Open demonstrations in support of these goals, especially the r
eferendum, continue at the various anniversaries of events of the 1960s—most notably, the December 1 declaration of Papuan sovereignty under the Dutch and the May 1 arrival of the Indonesian administration. They are marked by small-scale violence, often with fatalities on both sides, as police try to prevent the flying of the Papuan flag. Then comes a trickle of cases through the courts, with judges handing out stiff sentences for sedition and assault. In one case, when a defendant retracted a confession he claimed had been made under torture, the judge ordered him to be charged with perjury.

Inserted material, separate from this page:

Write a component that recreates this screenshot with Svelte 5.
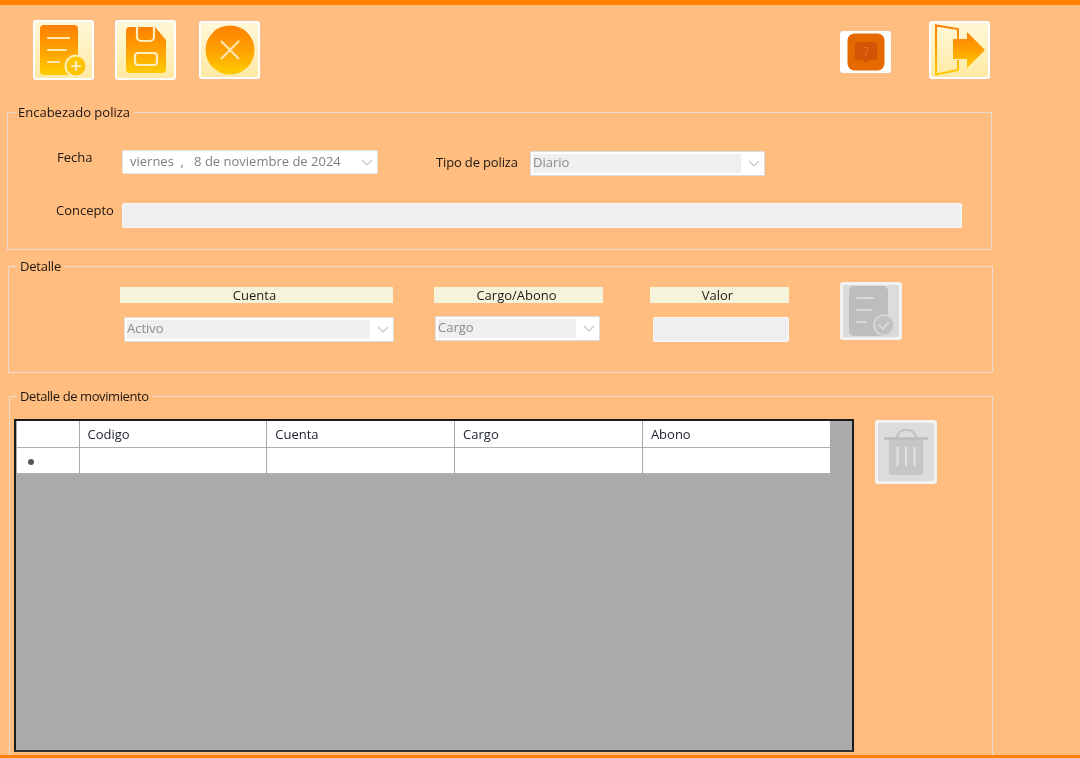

In the structure of the Indonesian state, by contrast, the Papuans are being flooded by politics. What was just one province with ten kabupaten (districts) and municipalities in 1999 had by 2013 become two provinces with forty-two districts and townships. In August 2013 the relevant committee in the national parliament approved a plan to create three more provinces and twenty-two more districts, although Yudhoyono has been resisting any further provincial division, as has the Papuan provincial government and the Papuan People’s Council, whose consent is now required under the Otsus law. But already the pemekaran process has created a revolving class of about 1,000 elected politicians, drawn in many cases by access to the Otsus flow of revenue, while the bureaucratic ranks have grown from 37,000 in 2000 to around 115,000. It is a staggering drain on financial resources and is dispersing the limited talent. The push continues to create more subregional governments because of automatic funding arrangements for them. Since these transfers are based on population figures, there is an incentive to inflate the number of inhabitants. Not surprisingly, many of the regional administrations in Papua are ranked as Indonesia’s worst performers in delivering services.